* _TASK TO CARRY OUT_
Everything in the listing except the pictures should be written out exactly.

* _MATERIAL PROVIDED_
►

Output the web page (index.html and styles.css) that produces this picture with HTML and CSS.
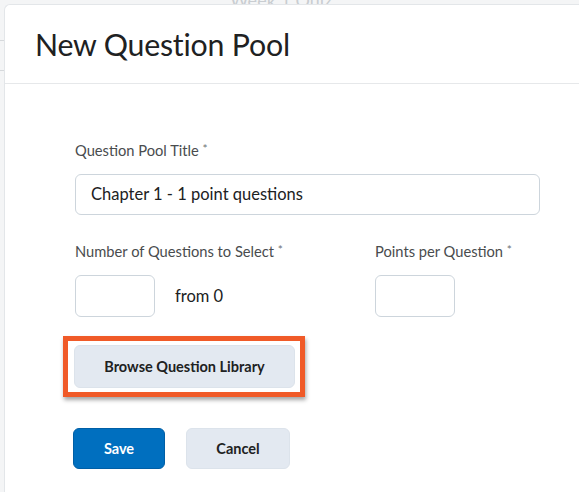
FILE: index.html
```html
<!DOCTYPE html>
<html>
<head>
<meta charset="utf-8">
<link rel="stylesheet" href="styles.css">
</head>
<body>
<div class="page">
  <div class="bg-title">Week 1 Quiz</div>
  <div class="bg-line l1"></div>
  <div class="bg-line l2"></div>
  <div class="dialog">
    <div class="header">
      <h1 class="title">New Question Pool</h1>
    </div>
    <div class="body">
      <div class="field">
        <label class="label">Question Pool Title <span class="req">*</span></label>
        <div class="input wide">Chapter 1 - 1 point questions</div>
      </div>
      <div class="row">
        <div class="field col1">
          <label class="label">Number of Questions to Select <span class="req">*</span></label>
          <div class="inline">
            <div class="input small"></div>
            <span class="from">from 0</span>
          </div>
        </div>
        <div class="field">
          <label class="label">Points per Question <span class="req">*</span></label>
          <div class="input small"></div>
        </div>
      </div>
      <div class="highlight">
        <button class="btn secondary browse">Browse Question Library</button>
      </div>
      <div class="actions">
        <button class="btn primary save">Save</button>
        <button class="btn secondary cancel">Cancel</button>
      </div>
    </div>
  </div>
</div>
</body>
</html>
```
FILE: styles.css
```css
* { box-sizing: border-box; }
html, body { margin: 0; padding: 0; }
body {
  width: 579px;
  height: 492px;
  overflow: hidden;
  background: #f4f5f6;
  font-family: Lato, "Open Sans", sans-serif;
  color: #202122;
}
.page {
  position: relative;
  width: 579px;
  height: 492px;
  padding: 4px 0 0 4px;
}
.bg-title {
  position: absolute;
  left: 230px;
  top: -11px;
  font-size: 18px;
  line-height: 22px;
  color: #c9cdd1;
}
.bg-line {
  position: absolute;
  left: 0;
  width: 4px;
  height: 1px;
  background: #d6d9dc;
}
.l1 { top: 40px; }
.l2 { top: 70px; }
.dialog {
  position: relative;
  background: #fff;
  width: 575px;
  height: 488px;
  border-top-left-radius: 6px;
  border-left: 1px solid #e3e6e9;
  border-top: 1px solid #e3e6e9;
}
.header {
  height: 79px;
  border-bottom: 1px solid #e6e8ea;
  padding: 19px 0 0 30px;
}
.title {
  margin: 0;
  font-weight: 400;
  font-size: 30.3px;
  line-height: 40px;
  color: #202122;
  letter-spacing: -0.2px;
}
.body {
  padding: 55px 0 0 70px;
}
.label {
  display: block;
  font-size: 14.7px;
  line-height: 20px;
  color: #494c4e;
  margin-bottom: 14px;
}
.req { font-size: 12px; vertical-align: 3px; color: #6e7376; }
.input {
  border: 1px solid #cdd5dc;
  border-radius: 6px;
  background: #fff;
  font-size: 16.5px;
  color: #202122;
}
.wide {
  width: 465px;
  height: 41px;
  line-height: 39px;
  padding-left: 15px;
}
.row {
  display: flex;
  margin-top: 25px;
}
.col1 { width: 300px; }
.inline {
  display: flex;
  align-items: center;
}
.small {
  width: 80px;
  height: 42px;
}
.from {
  margin-left: 20px;
  font-size: 16.5px;
  color: #202122;
}
.highlight {
  width: 242px;
  height: 61px;
  margin: 19px 0 0 -12px;
  border: 5px solid #f05a28;
  padding: 4px 0 0 6px;
  box-shadow: 1px 3px 4px rgba(0,0,0,0.35);
}
.btn {
  font-family: Lato, "Open Sans", sans-serif;
  font-weight: 700;
  font-size: 14.5px;
  border-radius: 6px;
  border: none;
  cursor: pointer;
  padding: 0;
}
.secondary {
  background: #e3e9f1;
  color: #202122;
  border: 1px solid #dce3eb;
}
.browse {
  width: 221px;
  height: 43px;
}
.actions {
  display: flex;
  gap: 21px;
  margin: 31px 0 0 -2px;
}
.primary {
  background: #006fbf;
  color: #fff;
  border: 1px solid #005fa6;
}
.save { width: 92px; height: 41px; }
.cancel { width: 104px; height: 41px; }
```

◄

* _THE COMPLETED TASK_
Output the web page (index.html and styles.css) that produces this picture with HTML and CSS.
FILE: index.html
```html
<!DOCTYPE html>
<html>
<head>
<meta charset="utf-8">
<link rel="stylesheet" href="styles.css">
</head>
<body>
<div class="page">
  <div class="bg-title">Week 1 Quiz</div>
  <div class="bg-line l1"></div>
  <div class="bg-line l2"></div>
  <div class="dialog">
    <div class="header">
      <h1 class="title">New Question Pool</h1>
    </div>
    <div class="body">
      <div class="field">
        <label class="label">Question Pool Title <span class="req">*</span></label>
        <div class="input wide">Chapter 1 - 1 point questions</div>
      </div>
      <div class="row">
        <div class="field col1">
          <label class="label">Number of Questions to Select <span class="req">*</span></label>
          <div class="inline">
            <div class="input small"></div>
            <span class="from">from 0</span>
          </div>
        </div>
        <div class="field">
          <label class="label">Points per Question <span class="req">*</span></label>
          <div class="input small"></div>
        </div>
      </div>
      <div class="highlight">
        <button class="btn secondary browse">Browse Question Library</button>
      </div>
      <div class="actions">
        <button class="btn primary save">Save</button>
        <button class="btn secondary cancel">Cancel</button>
      </div>
    </div>
  </div>
</div>
</body>
</html>
```
FILE: styles.css
```css
* { box-sizing: border-box; }
html, body { margin: 0; padding: 0; }
body {
  width: 579px;
  height: 492px;
  overflow: hidden;
  background: #f4f5f6;
  font-family: Lato, "Open Sans", sans-serif;
  color: #202122;
}
.page {
  position: relative;
  width: 579px;
  height: 492px;
  padding: 4px 0 0 4px;
}
.bg-title {
  position: absolute;
  left: 230px;
  top: -11px;
  font-size: 18px;
  line-height: 22px;
  color: #c9cdd1;
}
.bg-line {
  position: absolute;
  left: 0;
  width: 4px;
  height: 1px;
  background: #d6d9dc;
}
.l1 { top: 40px; }
.l2 { top: 70px; }
.dialog {
  position: relative;
  background: #fff;
  width: 575px;
  height: 488px;
  border-top-left-radius: 6px;
  border-left: 1px solid #e3e6e9;
  border-top: 1px solid #e3e6e9;
}
.header {
  height: 79px;
  border-bottom: 1px solid #e6e8ea;
  padding: 19px 0 0 30px;
}
.title {
  margin: 0;
  font-weight: 400;
  font-size: 30.3px;
  line-height: 40px;
  color: #202122;
  letter-spacing: -0.2px;
}
.body {
  padding: 55px 0 0 70px;
}
.label {
  display: block;
  font-size: 14.7px;
  line-height: 20px;
  color: #494c4e;
  margin-bottom: 14px;
}
.req { font-size: 12px; vertical-align: 3px; color: #6e7376; }
.input {
  border: 1px solid #cdd5dc;
  border-radius: 6px;
  background: #fff;
  font-size: 16.5px;
  color: #202122;
}
.wide {
  width: 465px;
  height: 41px;
  line-height: 39px;
  padding-left: 15px;
}
.row {
  display: flex;
  margin-top: 25px;
}
.col1 { width: 300px; }
.inline {
  display: flex;
  align-items: center;
}
.small {
  width: 80px;
  height: 42px;
}
.from {
  margin-left: 20px;
  font-size: 16.5px;
  color: #202122;
}
.highlight {
  width: 242px;
  height: 61px;
  margin: 19px 0 0 -12px;
  border: 5px solid #f05a28;
  padding: 4px 0 0 6px;
  box-shadow: 1px 3px 4px rgba(0,0,0,0.35);
}
.btn {
  font-family: Lato, "Open Sans", sans-serif;
  font-weight: 700;
  font-size: 14.5px;
  border-radius: 6px;
  border: none;
  cursor: pointer;
  padding: 0;
}
.secondary {
  background: #e3e9f1;
  color: #202122;
  border: 1px solid #dce3eb;
}
.browse {
  width: 221px;
  height: 43px;
}
.actions {
  display: flex;
  gap: 21px;
  margin: 31px 0 0 -2px;
}
.primary {
  background: #006fbf;
  color: #fff;
  border: 1px solid #005fa6;
}
.save { width: 92px; height: 41px; }
.cancel { width: 104px; height: 41px; }
```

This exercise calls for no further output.